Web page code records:
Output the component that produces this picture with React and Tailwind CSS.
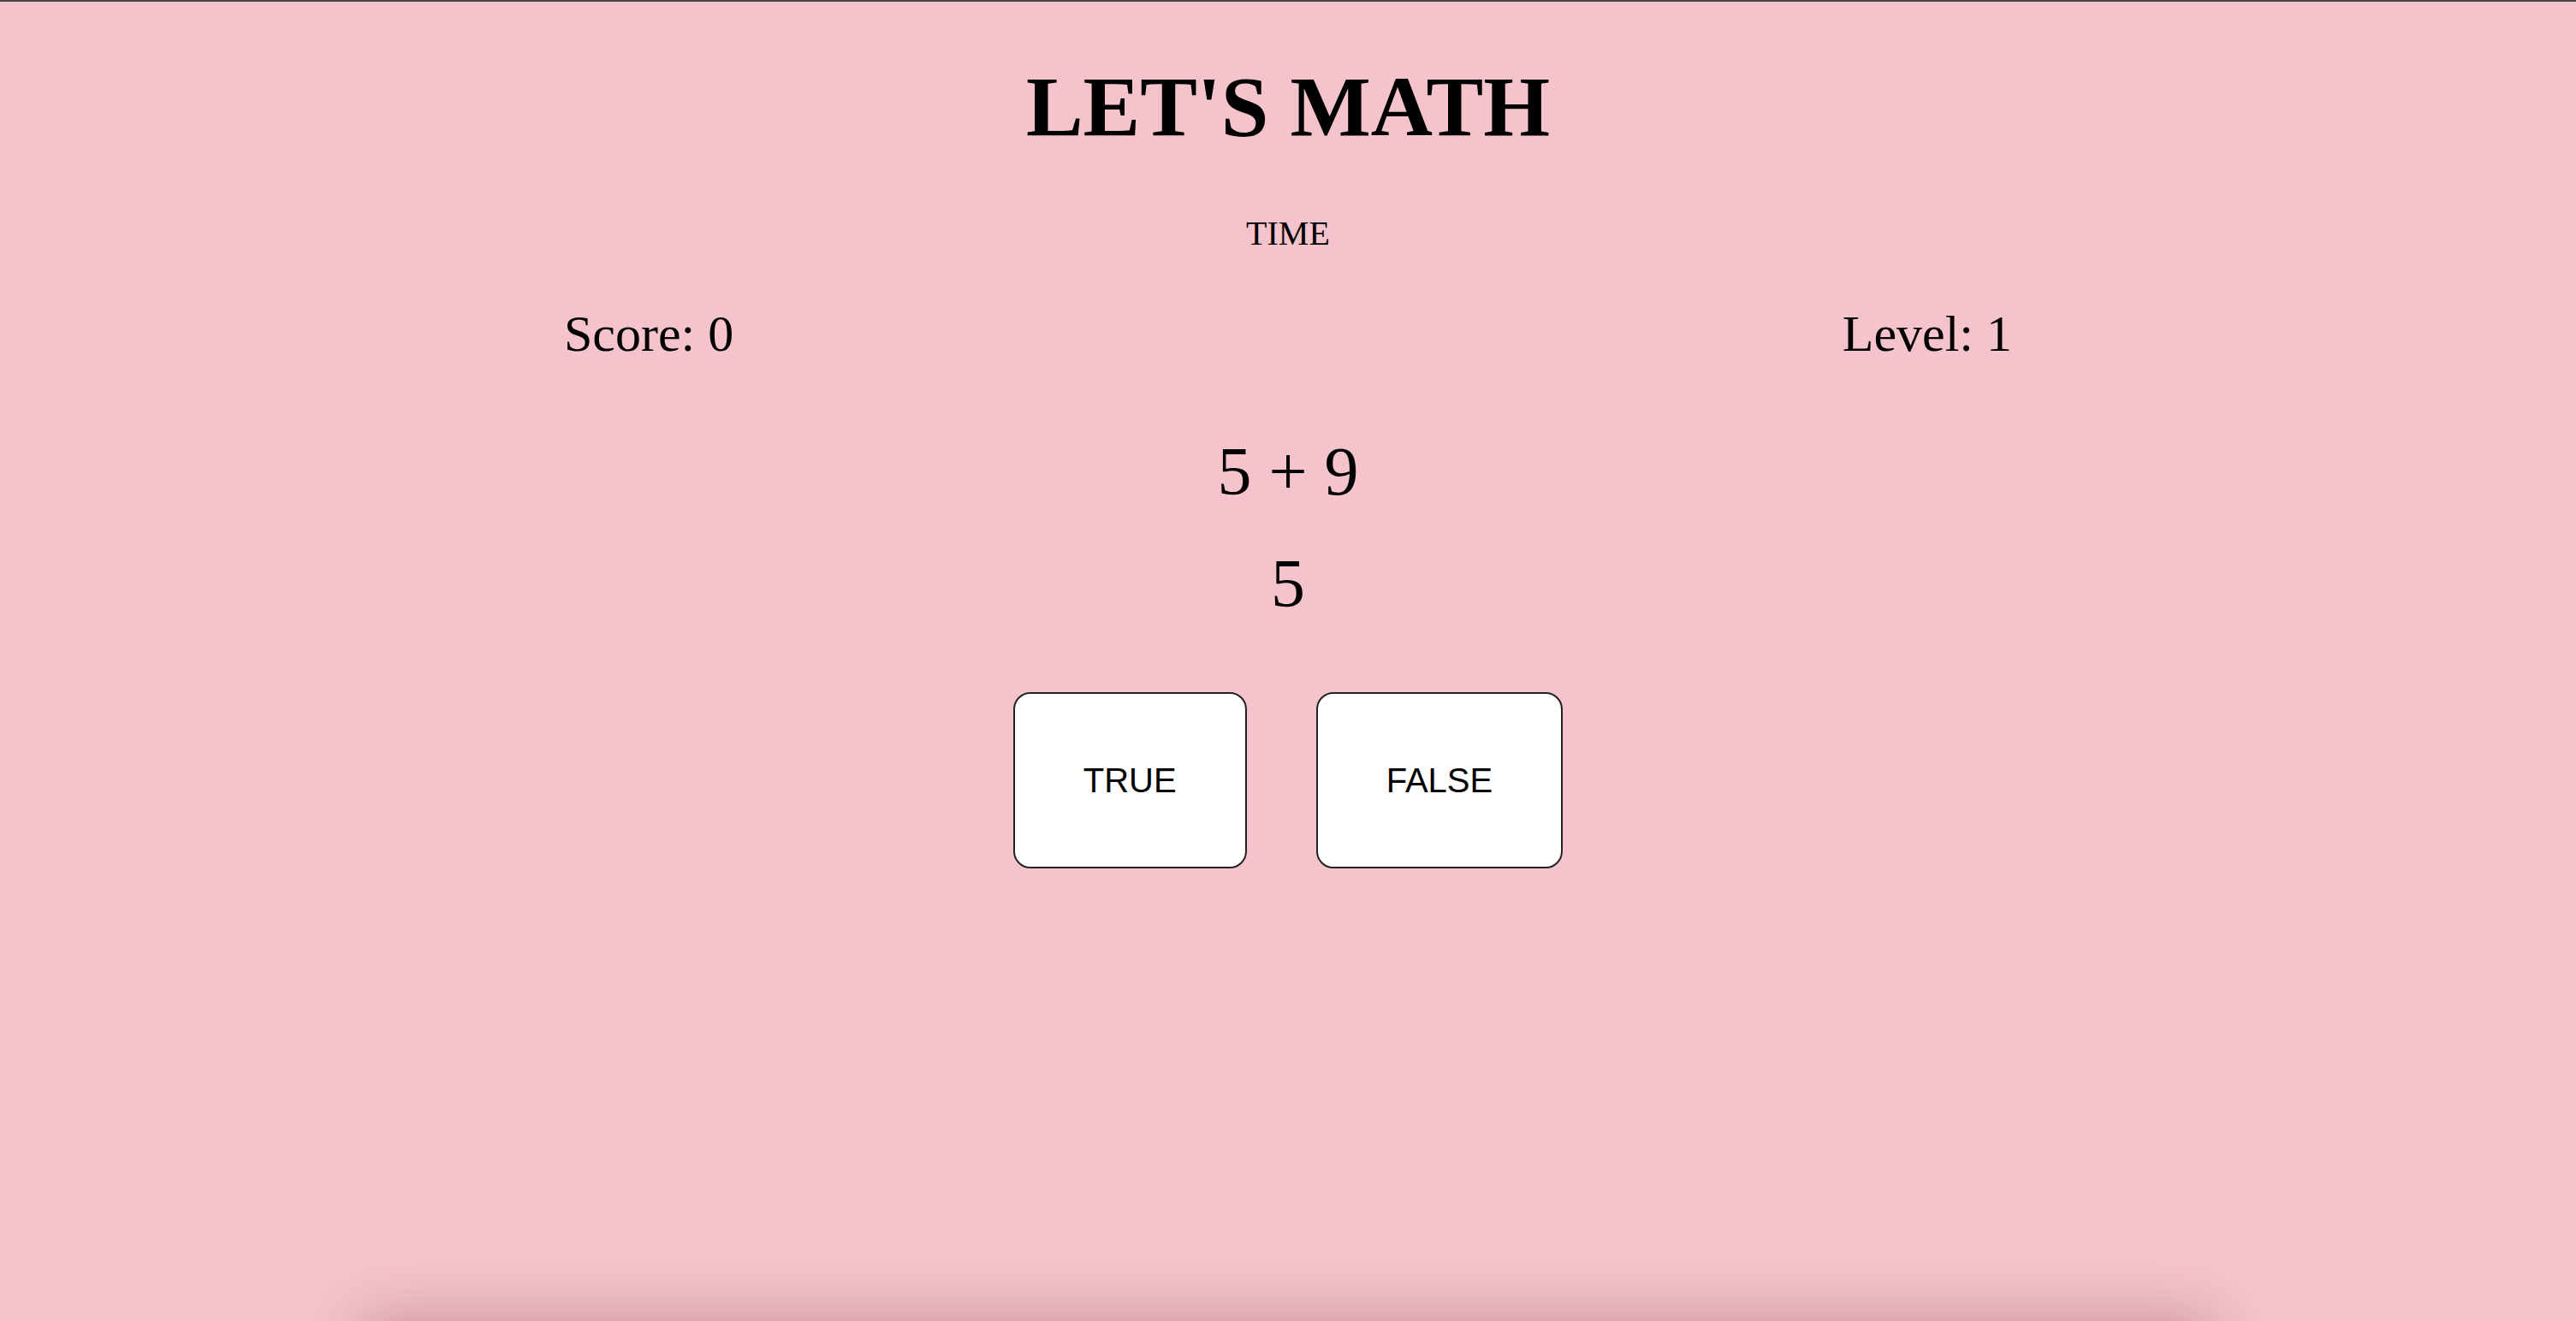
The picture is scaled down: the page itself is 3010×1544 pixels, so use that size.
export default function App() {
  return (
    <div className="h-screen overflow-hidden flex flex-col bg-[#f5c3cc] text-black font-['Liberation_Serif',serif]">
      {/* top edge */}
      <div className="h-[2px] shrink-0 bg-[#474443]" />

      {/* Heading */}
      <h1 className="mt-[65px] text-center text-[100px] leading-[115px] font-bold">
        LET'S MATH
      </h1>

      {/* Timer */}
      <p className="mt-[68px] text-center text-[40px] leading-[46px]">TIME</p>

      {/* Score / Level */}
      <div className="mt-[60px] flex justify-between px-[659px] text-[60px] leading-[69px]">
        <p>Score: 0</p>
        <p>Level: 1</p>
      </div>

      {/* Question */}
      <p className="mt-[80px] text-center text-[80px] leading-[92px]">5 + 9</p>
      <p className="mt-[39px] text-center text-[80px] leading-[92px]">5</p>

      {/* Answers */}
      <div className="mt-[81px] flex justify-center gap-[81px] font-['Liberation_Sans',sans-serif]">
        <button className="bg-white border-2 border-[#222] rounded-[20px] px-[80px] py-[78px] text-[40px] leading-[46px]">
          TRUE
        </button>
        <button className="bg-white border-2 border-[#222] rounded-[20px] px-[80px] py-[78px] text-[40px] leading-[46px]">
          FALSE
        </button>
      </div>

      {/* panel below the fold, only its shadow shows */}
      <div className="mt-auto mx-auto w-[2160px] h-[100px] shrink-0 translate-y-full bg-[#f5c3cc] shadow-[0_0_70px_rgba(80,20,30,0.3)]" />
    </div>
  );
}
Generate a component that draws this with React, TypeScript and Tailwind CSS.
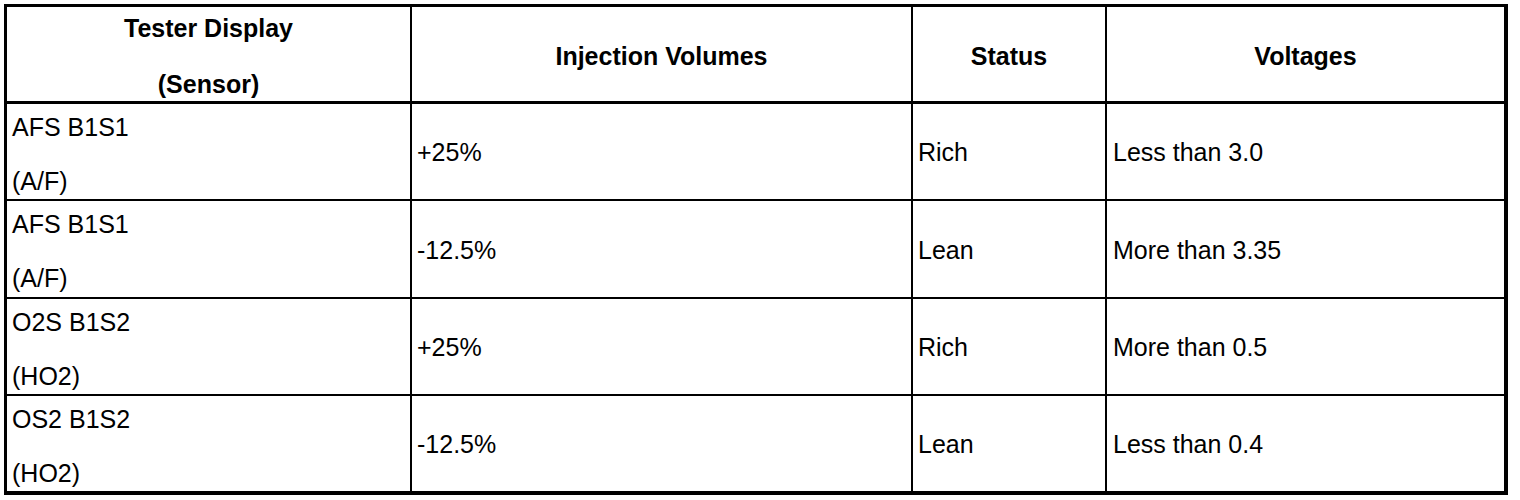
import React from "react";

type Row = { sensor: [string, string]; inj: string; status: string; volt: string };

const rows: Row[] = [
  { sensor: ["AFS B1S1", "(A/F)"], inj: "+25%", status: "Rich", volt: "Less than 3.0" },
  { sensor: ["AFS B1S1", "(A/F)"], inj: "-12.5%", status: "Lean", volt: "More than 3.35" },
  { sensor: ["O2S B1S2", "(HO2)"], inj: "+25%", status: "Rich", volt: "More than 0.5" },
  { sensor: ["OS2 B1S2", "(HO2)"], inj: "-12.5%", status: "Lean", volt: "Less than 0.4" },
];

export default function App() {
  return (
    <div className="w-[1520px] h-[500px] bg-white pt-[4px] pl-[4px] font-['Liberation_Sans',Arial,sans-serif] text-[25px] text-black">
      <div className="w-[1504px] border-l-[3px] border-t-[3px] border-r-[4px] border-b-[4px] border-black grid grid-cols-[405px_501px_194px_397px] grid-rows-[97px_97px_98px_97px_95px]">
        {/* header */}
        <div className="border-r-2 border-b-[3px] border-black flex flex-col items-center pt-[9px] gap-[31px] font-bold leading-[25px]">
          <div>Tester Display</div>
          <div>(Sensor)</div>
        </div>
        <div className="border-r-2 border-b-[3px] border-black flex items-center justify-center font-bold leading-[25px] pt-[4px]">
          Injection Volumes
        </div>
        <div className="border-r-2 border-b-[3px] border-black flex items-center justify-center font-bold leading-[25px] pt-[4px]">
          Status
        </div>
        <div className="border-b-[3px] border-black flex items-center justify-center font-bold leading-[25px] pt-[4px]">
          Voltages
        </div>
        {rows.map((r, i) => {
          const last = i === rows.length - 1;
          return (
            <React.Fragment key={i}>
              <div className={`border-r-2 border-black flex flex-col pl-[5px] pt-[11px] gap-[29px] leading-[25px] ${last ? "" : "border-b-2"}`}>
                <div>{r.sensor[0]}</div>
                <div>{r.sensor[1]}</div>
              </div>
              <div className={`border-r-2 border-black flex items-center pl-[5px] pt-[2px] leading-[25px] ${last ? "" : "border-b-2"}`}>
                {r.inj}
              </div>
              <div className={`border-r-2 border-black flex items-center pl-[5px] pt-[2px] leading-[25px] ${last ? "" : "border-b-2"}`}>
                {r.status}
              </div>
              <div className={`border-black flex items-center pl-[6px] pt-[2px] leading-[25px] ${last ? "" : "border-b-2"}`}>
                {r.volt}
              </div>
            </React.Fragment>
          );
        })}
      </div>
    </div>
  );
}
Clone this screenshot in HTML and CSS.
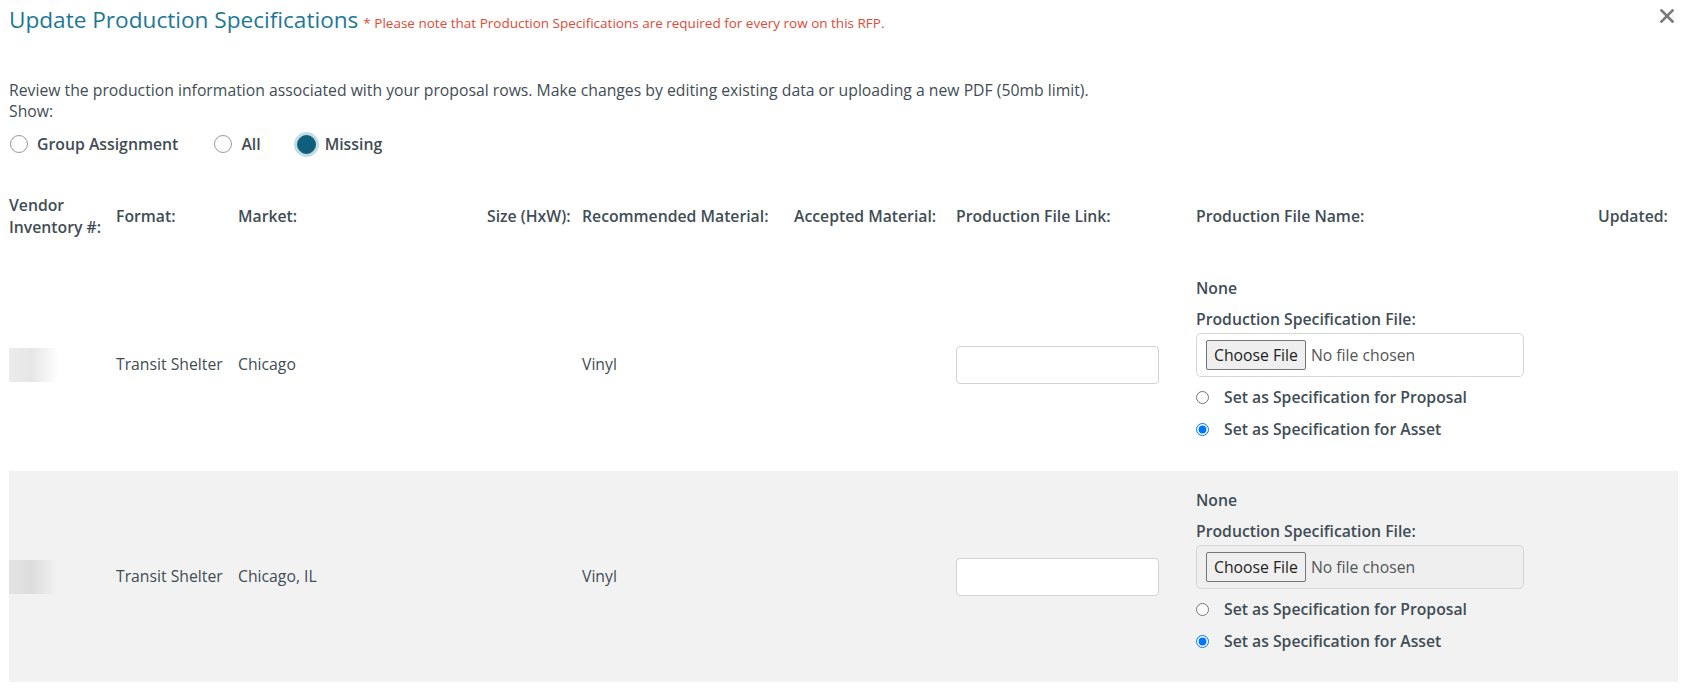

| JOB |
Repeat every record above exactly, but leave out any pictures.

| ANSWER FOR THIS EXERCISE |
Output the component that produces this picture with React and Tailwind CSS.
The picture is scaled down: the page itself is 3010×1544 pixels, so use that size.
export default function App() {
  return (
    <div className="h-screen overflow-hidden flex flex-col bg-[#f5c3cc] text-black font-['Liberation_Serif',serif]">
      {/* top edge */}
      <div className="h-[2px] shrink-0 bg-[#474443]" />

      {/* Heading */}
      <h1 className="mt-[65px] text-center text-[100px] leading-[115px] font-bold">
        LET'S MATH
      </h1>

      {/* Timer */}
      <p className="mt-[68px] text-center text-[40px] leading-[46px]">TIME</p>

      {/* Score / Level */}
      <div className="mt-[60px] flex justify-between px-[659px] text-[60px] leading-[69px]">
        <p>Score: 0</p>
        <p>Level: 1</p>
      </div>

      {/* Question */}
      <p className="mt-[80px] text-center text-[80px] leading-[92px]">5 + 9</p>
      <p className="mt-[39px] text-center text-[80px] leading-[92px]">5</p>

      {/* Answers */}
      <div className="mt-[81px] flex justify-center gap-[81px] font-['Liberation_Sans',sans-serif]">
        <button className="bg-white border-2 border-[#222] rounded-[20px] px-[80px] py-[78px] text-[40px] leading-[46px]">
          TRUE
        </button>
        <button className="bg-white border-2 border-[#222] rounded-[20px] px-[80px] py-[78px] text-[40px] leading-[46px]">
          FALSE
        </button>
      </div>

      {/* panel below the fold, only its shadow shows */}
      <div className="mt-auto mx-auto w-[2160px] h-[100px] shrink-0 translate-y-full bg-[#f5c3cc] shadow-[0_0_70px_rgba(80,20,30,0.3)]" />
    </div>
  );
}
Generate a component that draws this with React, TypeScript and Tailwind CSS.
import React from "react";

type Row = { sensor: [string, string]; inj: string; status: string; volt: string };

const rows: Row[] = [
  { sensor: ["AFS B1S1", "(A/F)"], inj: "+25%", status: "Rich", volt: "Less than 3.0" },
  { sensor: ["AFS B1S1", "(A/F)"], inj: "-12.5%", status: "Lean", volt: "More than 3.35" },
  { sensor: ["O2S B1S2", "(HO2)"], inj: "+25%", status: "Rich", volt: "More than 0.5" },
  { sensor: ["OS2 B1S2", "(HO2)"], inj: "-12.5%", status: "Lean", volt: "Less than 0.4" },
];

export default function App() {
  return (
    <div className="w-[1520px] h-[500px] bg-white pt-[4px] pl-[4px] font-['Liberation_Sans',Arial,sans-serif] text-[25px] text-black">
      <div className="w-[1504px] border-l-[3px] border-t-[3px] border-r-[4px] border-b-[4px] border-black grid grid-cols-[405px_501px_194px_397px] grid-rows-[97px_97px_98px_97px_95px]">
        {/* header */}
        <div className="border-r-2 border-b-[3px] border-black flex flex-col items-center pt-[9px] gap-[31px] font-bold leading-[25px]">
          <div>Tester Display</div>
          <div>(Sensor)</div>
        </div>
        <div className="border-r-2 border-b-[3px] border-black flex items-center justify-center font-bold leading-[25px] pt-[4px]">
          Injection Volumes
        </div>
        <div className="border-r-2 border-b-[3px] border-black flex items-center justify-center font-bold leading-[25px] pt-[4px]">
          Status
        </div>
        <div className="border-b-[3px] border-black flex items-center justify-center font-bold leading-[25px] pt-[4px]">
          Voltages
        </div>
        {rows.map((r, i) => {
          const last = i === rows.length - 1;
          return (
            <React.Fragment key={i}>
              <div className={`border-r-2 border-black flex flex-col pl-[5px] pt-[11px] gap-[29px] leading-[25px] ${last ? "" : "border-b-2"}`}>
                <div>{r.sensor[0]}</div>
                <div>{r.sensor[1]}</div>
              </div>
              <div className={`border-r-2 border-black flex items-center pl-[5px] pt-[2px] leading-[25px] ${last ? "" : "border-b-2"}`}>
                {r.inj}
              </div>
              <div className={`border-r-2 border-black flex items-center pl-[5px] pt-[2px] leading-[25px] ${last ? "" : "border-b-2"}`}>
                {r.status}
              </div>
              <div className={`border-black flex items-center pl-[6px] pt-[2px] leading-[25px] ${last ? "" : "border-b-2"}`}>
                {r.volt}
              </div>
            </React.Fragment>
          );
        })}
      </div>
    </div>
  );
}
Clone this screenshot in HTML and CSS.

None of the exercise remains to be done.